Thus when Paul gave instructions for the speaking of tongues in the gatherings of disciples, he instructed them do so only if there were those who could interpret the tongue (1 Corinth. 14:27-29), otherwise to be silent in the congregation. The tongues spoken were those “given utterance by the Spirit,” not easy concoctions or counterfeits by the efforts of men as “bah bah bah,” or “blah blah blah,” or “shanda lakonda,” or “twas brillig and the slithy toes did gire and gimble in the wabe,” as so often heard in charismatic gatherings, but very seldom with any interpretation. One may hear the same utterances among members of any given congregation as they subconsciously mimic each other, rather than are given utterance by the Spirit. They spoke in languages to be understood, to “speak the wonders of God” for the edification of humanity.

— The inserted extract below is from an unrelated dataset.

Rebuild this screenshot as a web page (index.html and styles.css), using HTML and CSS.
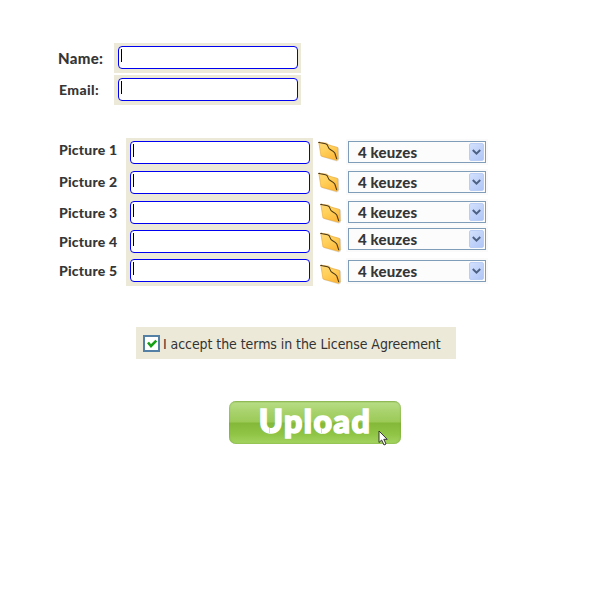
FILE: index.html
```html
<!DOCTYPE html>
<html lang="en">
<head>
<meta charset="utf-8">
<title>Upload</title>
<link rel="stylesheet" href="styles.css">
</head>
<body>
<svg class="defs" width="0" height="0" aria-hidden="true">
  <defs>
    <linearGradient id="gold" x1="0" y1="0" x2="0.6" y2="1"><stop offset="0" stop-color="#ffd878"/><stop offset="0.5" stop-color="#ffd05a"/><stop offset="1" stop-color="#ffb93a"/></linearGradient>
    <symbol id="folder" viewBox="0 0 22 21">
      <path d="M2 4 11 4 13 5 20 6 21.2 8 21 19 19 20.5 4 16Z" fill="#bbb" opacity=".5"/>
      <path d="M.8 1.2 8.5 2.2 11 4 19.5 6.5 20.2 18 18.5 19.2 3 15Z" fill="url(#gold)" stroke="#eeae3c" stroke-width=".7"/>
      <path d="M.3 1.8Q.8 1 2.5 1.8L7.5 2.8Q9.5 3.2 10 5.5T13 9T16.8 12L18.8 18.2" fill="none" stroke="#4b3a1b" stroke-width="1.1"/>
    </symbol>
    <symbol id="chevron" viewBox="0 0 9 7"><path d="M.8 1 4.5 4.7 8.2 1" fill="none" stroke="#4d6185" stroke-width="2"/></symbol>
  </defs>
</svg>
<form class="page">
  <div class="contact">
    <div class="row"><label class="label name">Name:</label><div class="frame"><div class="field"></div></div></div>
    <div class="row"><label class="label email">Email:</label><div class="frame"><div class="field"></div></div></div>
  </div>
  <div class="pictures">
    <div class="labels">
      <label class="label">Picture 1</label><label class="label">Picture 2</label><label class="label">Picture 3</label><label class="label">Picture 4</label><label class="label">Picture 5</label>
    </div>
    <div class="panel">
      <div class="field"></div><div class="field"></div><div class="field"></div><div class="field"></div><div class="field"></div>
    </div>
    <div class="folders">
      <svg><use href="#folder"/></svg><svg><use href="#folder"/></svg><svg><use href="#folder"/></svg><svg><use href="#folder"/></svg><svg><use href="#folder"/></svg>
    </div>
    <div class="selects">
      <div class="select"><span>4 keuzes</span><i><svg><use href="#chevron"/></svg></i></div>
      <div class="select"><span>4 keuzes</span><i><svg><use href="#chevron"/></svg></i></div>
      <div class="select"><span>4 keuzes</span><i><svg><use href="#chevron"/></svg></i></div>
      <div class="select"><span>4 keuzes</span><i><svg><use href="#chevron"/></svg></i></div>
      <div class="select"><span>4 keuzes</span><i><svg><use href="#chevron"/></svg></i></div>
    </div>
  </div>
  <div class="terms">
    <span class="check"><svg viewBox="0 0 12 12"><path d="M2 4.5 5 8 10.3 2.6" fill="none" stroke="#16a016" stroke-width="2.6"/></svg></span>
    <span class="terms-text">I accept the terms in the License Agreement</span>
  </div>
  <div class="upload">
    <span>Upload</span>
    <svg class="cursor" viewBox="0 0 10 16"><path d="M1 1V12.5L3.6 10 6 15 8 14 5.8 9.3H9.2Z" fill="#fff" stroke="#333" stroke-width="1"/></svg>
  </div>
</form>
</body>
</html>
```
FILE: styles.css
```css
* { box-sizing: border-box; }
body { margin: 0; background: #fff; }
.defs { display: block; }
.page { width: 600px; height: 600px; padding-top: 43px; overflow: hidden; }

.label, .select span {
  font: 900 14px/18px Lato, sans-serif;
  letter-spacing: .2px;
  color: #363636;
  white-space: nowrap;
}
.contact { display: flex; flex-direction: column; gap: 2px; }
.row { display: flex; height: 30px; padding-left: 58px; }
.row .label { width: 56px; padding-top: 6px; }
.row .name { font-size: 15px; letter-spacing: .3px; }
.row .email { padding-left: 1px; letter-spacing: .4px; }
.frame { width: 187px; height: 30px; padding: 3px 0 0 4px; background: #ece9d8; }
.field {
  width: 180px;
  height: 23px;
  padding: 2px 0 0 2px;
  background: #fff;
  border: 1px solid #0000f0;
  border-radius: 4px;
}
.field::before { content: ""; display: block; width: 1px; height: 13px; background: #000; }

.pictures { display: flex; height: 148px; margin-top: 33px; padding-left: 59px; }
.labels { width: 67px; padding-top: 3px; }
.labels .label { display: block; height: 18px; margin-bottom: 14px; }
.labels .label:nth-child(2) { margin-bottom: 13px; }
.labels .label:nth-child(3), .labels .label:nth-child(4) { margin-bottom: 11px; }
.panel { width: 187px; height: 148px; padding: 3px 0 0 4px; background: #ece9d8; }
.panel .field { margin-bottom: 7px; }
.panel .field:nth-child(3), .panel .field:nth-child(4) { margin-bottom: 6px; }
.folders { width: 33px; padding: 3px 0 0 5px; }
.folders svg { display: block; width: 22px; height: 21px; margin-bottom: 10px; }
.folders svg:nth-child(n+3) { margin-left: 2px; }
.folders svg:nth-child(3) { margin-bottom: 8px; }
.folders svg:nth-child(4) { margin-bottom: 11px; }
.selects { width: 143px; }
.select {
  display: flex;
  justify-content: space-between;
  width: 138px;
  height: 22px;
  margin: 3px 0 8px 2px;
  padding: 1px 1px 0 9px;
  background: #fcfcfd;
  border: 1px solid #7f9db9;
  box-shadow: 0 0 0 2px #fafafa;
}
.select:nth-child(3) { margin-bottom: 5px; }
.select:nth-child(4) { margin-bottom: 10px; }
.select span { font-size: 15px; letter-spacing: .15px; }
.select i { width: 15px; height: 18px; padding: 5px 0 0 2px; background: linear-gradient(135deg, #d2e0fd, #b0c6f6); border: 1px solid #bacdf5; border-radius: 2px; }
.select i svg { display: block; width: 9px; height: 7px; }

.terms {
  display: flex;
  width: 320px;
  height: 32px;
  margin: 41px 0 0 136px;
  padding: 8px 0 0 7px;
  background: #ece9d8;
}
.check { width: 17px; height: 17px; padding: 1px; background: #fff; border: 2px solid #5480a5; }
.check svg { display: block; width: 12px; height: 12px; }
.terms-text { margin-left: 3px; font: 14px/18px "DejaVu Sans Condensed", "DejaVu Sans", sans-serif; font-stretch: condensed; letter-spacing: -.07px; color: #333; white-space: nowrap; }

.upload {
  position: relative;
  width: 172px;
  height: 43px;
  margin: 42px 0 0 229px;
  padding-left: 29px;
  border-radius: 7px;
  background: linear-gradient(#92bd55 0, #b7dc83 2px, #a6d169 12px, #9cca57 21px, #84b838 22px, #8fc445 33px, #a3d35f 42px);
  box-shadow: inset 0 0 2px #719d3c;
}
.upload span { font: 900 32px/40px Lato, sans-serif; letter-spacing: 1.6px; color: #fff; -webkit-text-stroke: 1.7px #fff; paint-order: stroke fill; margin-left: 1px; }
/* Stencil breaks in the bowls of the letters */
.upload::before, .upload::after {
  content: "";
  position: absolute;
  top: 27px;
  width: 1px;
  height: 5px;
  background: #cfe6b0;
}
.upload::before { left: 40px; }
.upload::after { left: 92px; }
.cursor { position: absolute; left: 149px; top: 29px; width: 10px; height: 16px; }
```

Because “Life and death are in the power of the tongue, and those who love it will eat its fruit” (Proverbs 18:21), here are various forms of Tongues to be avoided:

  • Tongues engendered by group dynamics, as when one coyote begins, setting the whole pack to howling which, though they much enjoy the event, is not the spiritual phenomenon referred to in the Bible.
  • Evil tongue (lashon hara), which is the use of the tongue to slander or backbite, poisoning the speaker, the listener, and the individual spoken of.
  • Forked tongue: lying, bearing false witness, forbidden in the Ten Words (‘commandments’).

This article was updated April 10, 2018.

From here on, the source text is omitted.